É como se não tivesse escrito mais nada. Apenas um romance bastou para lhe garantir um lugar de destaque na literatura do século XX. Mas Dinis Machado escreveu outras coisas. A começar nos policiais que assinava com o curioso pseudónimo de Dennis MacShade (uma fórmula irónica e glosar o seu próprio nome), passando pelos romances que publicou posteriormente ao que o tornou célebre e acabando nas poesias que guardou na gaveta. Foi jornalista desportivo, crítico de cinema (a sua maior paixão, porque lhe deu a «conhecer» Greta Garbo) e editor. Agora, aos 77 anos, a saúde traiu-o «um bocado», como ele gosta de dizer enquanto saboreia a cigarrilha proibida pelo médico.
– Como vê, à distância de 30 anos, o fenómeno de «O que diz Molero»?
– Felizmente parece que o que ficou dito no livro e a forma como foi dito tinham alguma importância.... Penso que quem leu este romance ficou atraído pela novidade da linguagem, pela forma como o livro estava estruturado. Foram coisas que na época abanaram o meio literário.
– E isso deixou-o orgulhoso ou preocupado?
– A vitória tem sempre uma componente de derrota. Ganha-se mas também se sente o fel de quando se ganha. Isto tem a ver um bocado com as dificuldades da própria obra. Quando se defronta uma ideia feita, que foi o que fiz com a forma como escrevi o livro, corre-se o risco de desagradar. Tive a sorte de a editora ter gostado do que leu e ter arriscado publicar.
– Afinal, quem é o Molero?
– Será quem o leitor quiser que seja. Ele é uma espécie de essência da própria vida. Nesse sentido diria mesmo que é uma espécie de duplo. O meu duplo. A verdade é que tive aquela vida. A minha infância foi muito ligada a muitas daquelas personagens.
– Como era então essa sua infância?
– Foi magnífica. Cresci praticamente na rua, para desespero da minha mãe, que sempre tentou contrariar esta minha tendência. Vivi até aos 34 anos no Bairro Alto. Era um lugar extraordinário, fervilhante de vida. Ficou-me essa nostalgia e acho que escrevi «O Que Diz Molero» como forma de deixar um registo de passagem por essa vivência.
– Dinis Machado nunca conclui um curso...
– Nunca passei do que agora se chama 12.º ano. Preferia sempre fugir às aulas e ir ao cinema ver filmes de aventuras. Foi a ver filmes americanos que aprendi a falar inglês.
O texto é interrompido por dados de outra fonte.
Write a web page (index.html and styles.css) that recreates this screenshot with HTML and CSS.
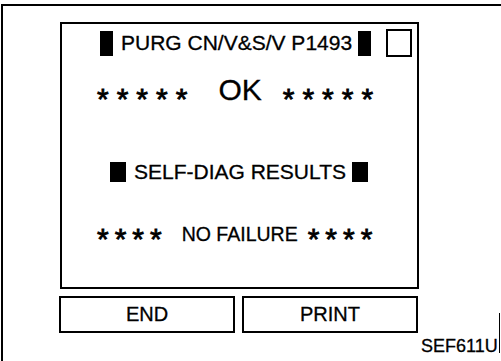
FILE: index.html
```html
<!DOCTYPE html>
<html lang="en">
<head>
    <meta charset="UTF-8">
    <title>SEF611U</title>
    <link rel="stylesheet" href="styles.css">
</head>
<body>
    <div class="sheet">
        <div class="screen">
            <div class="title-row">
                <span class="mark"></span>
                <span class="title">PURG CN/V&amp;S/V P1493</span>
                <span class="mark"></span>
                <span class="check"></span>
            </div>
            <div class="ok-row">
                <span class="stars">*****</span>
                <span class="ok">OK</span>
                <span class="stars">*****</span>
            </div>
            <div class="diag-row">
                <span class="mark small"></span>
                <span class="title">SELF-DIAG RESULTS</span>
                <span class="mark small"></span>
            </div>
            <div class="result-row">
                <span class="stars">****</span>
                <span class="result">NO FAILURE</span>
                <span class="stars">****</span>
            </div>
        </div>
        <div class="bottom">
            <div class="buttons">
                <div class="btn">END</div>
                <div class="btn">PRINT</div>
            </div>
            <div class="code"><span>SEF611U</span></div>
        </div>
    </div>
</body>
</html>
```

FILE: styles.css
```css
body {
    margin: 0;
    font-family: "Liberation Sans", Arial, sans-serif;
    color: #000;
    background: #fff;
    -webkit-text-stroke: 0.3px #000;
}
.sheet {
    margin: 4px 0 0 1px;
    height: 357px;
    box-sizing: border-box;
    border-top: 2px solid #000;
    border-left: 2px solid #000;
    padding: 16px 0 0 57px;
}
.screen {
    width: 359px;
    height: 267px;
    box-sizing: border-box;
    border: 2px solid #000;
}
.title-row {
    display: flex;
    align-items: center;
    height: 28px;
    margin-top: 5px;
    padding-left: 38px;
}
.mark {
    width: 13px;
    height: 25px;
    background: #000;
}
.mark.small {
    width: 16px;
    height: 20px;
}
.title {
    font-size: 21px;
    margin: 0 6px 0 8px;
    white-space: nowrap;
}
.check {
    width: 26px;
    height: 28px;
    box-sizing: border-box;
    border: 2px solid #000;
    margin-left: 15px;
}
.ok-row, .result-row, .diag-row {
    display: flex;
    align-items: center;
    padding-left: 35px;
}
.ok-row {
    height: 30px;
    margin-top: 18px;
}
.stars {
    font-size: 30px;
    letter-spacing: 8px;
    line-height: 30px;
    margin-top: 17px;
    -webkit-text-stroke: 0.8px #000;
}
.ok {
    font-size: 30px;
    margin: 0 21px 0 23px;
}
.diag-row {
    height: 24px;
    margin-top: 55px;
    padding-left: 48px;
}
.result-row {
    height: 24px;
    margin-top: 38px;
}
.result-row .stars {
    letter-spacing: 6px;
    margin-top: 9px;
}
.result {
    font-size: 19.5px;
    margin: 0 10px 0 14px;
}
.bottom {
    display: flex;
    align-items: flex-start;
}
.buttons {
    display: flex;
    gap: 7px;
    margin-top: 7px;
    margin-left: -1px;
}
.btn {
    width: 176px;
    height: 37px;
    box-sizing: border-box;
    border: 2px solid #000;
    font-size: 20px;
    text-align: center;
    line-height: 33px;
}
.code {
    margin-top: 24px;
    margin-left: 3px;
    height: 40px;
    width: 79px;
    box-sizing: border-box;
    border-right: 1px solid #000;
    font-size: 18px;
    line-height: 14px;
    display: flex;
    align-items: flex-end;
}
```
Vi e revi os mesmo filmes dezenas de vezes no Cinema Loreto. Acho que tenho uma tentação cinematográfica que transpira nos meus livros.
– Aliás, fez crítica de cinema...
– Sim. Mas comecei no jornalismo desportivo, no «Record». Depois fui para o «Diário Ilustrado» e, ao mesmo tempo, escrevia críticas de cinema para as revistas da época. A determinada altura da minha vida tive um convite para dirigir uma colecção de livros policiais, chamada Rififi. Foi então que «nasceu» o Dennis MacShade, o pseudónimo que utilizei para publicar os meus próprios policiais. Na época, o nome estrangeiro dava-me liberdade para ampliar o meu discurso.
– E foi difícil deixar de ser Dennis MacShade?
– No princípio custou um bocado. Tinha-me habituado à situação e já tinha escrito três policiais e criado a personagem do Peter Maynard, um assassino com preocupações filosóficas. Mas a verdade é que queria mesmo era escrever o Molero. A partir do momento em que o fiz nunca mais voltei aos policiais. Acho que o Dennis MacShade se zangou comigo.
– Foi complicado voltar à escrita depois do êxito esmagador do livro?
– Foi difícil. Olhando para trás e tentando fazer um balanço, começo a ver que, afinal, é tudo muito relativo. Mesmo o êxito. Na época as coisas estavam a acontecer e não se podia evitar a reviravolta na modorra literária. No fundo ajudei a essa mudança.
– Agora vai ser homenageado no dia dos seus anos?
– Aproveitaram a o facto de fazer 77 anos amanhã para lançarem uma edição comemorativa dos 30 anos de «O Que Diz Molero», numa edição da Bertrand, a mesma editora que o publicou inicialmente. O livro é uma espécie de culto. Já teve adaptações ao teatro, em Portugal e no Brasil, e ao cinema (fizeram uma série de animação em seis episódios). Até há clubes de «molerianos» que dissecam a obra de ponta a ponta. Agora fazem-me entrevistas todos os dias. É um bocado anormal, mas entendo o fenómeno. Tudo assenta no impacto que a obra ainda tem nas pessoas, mesmo naquelas que só agora a descobrem.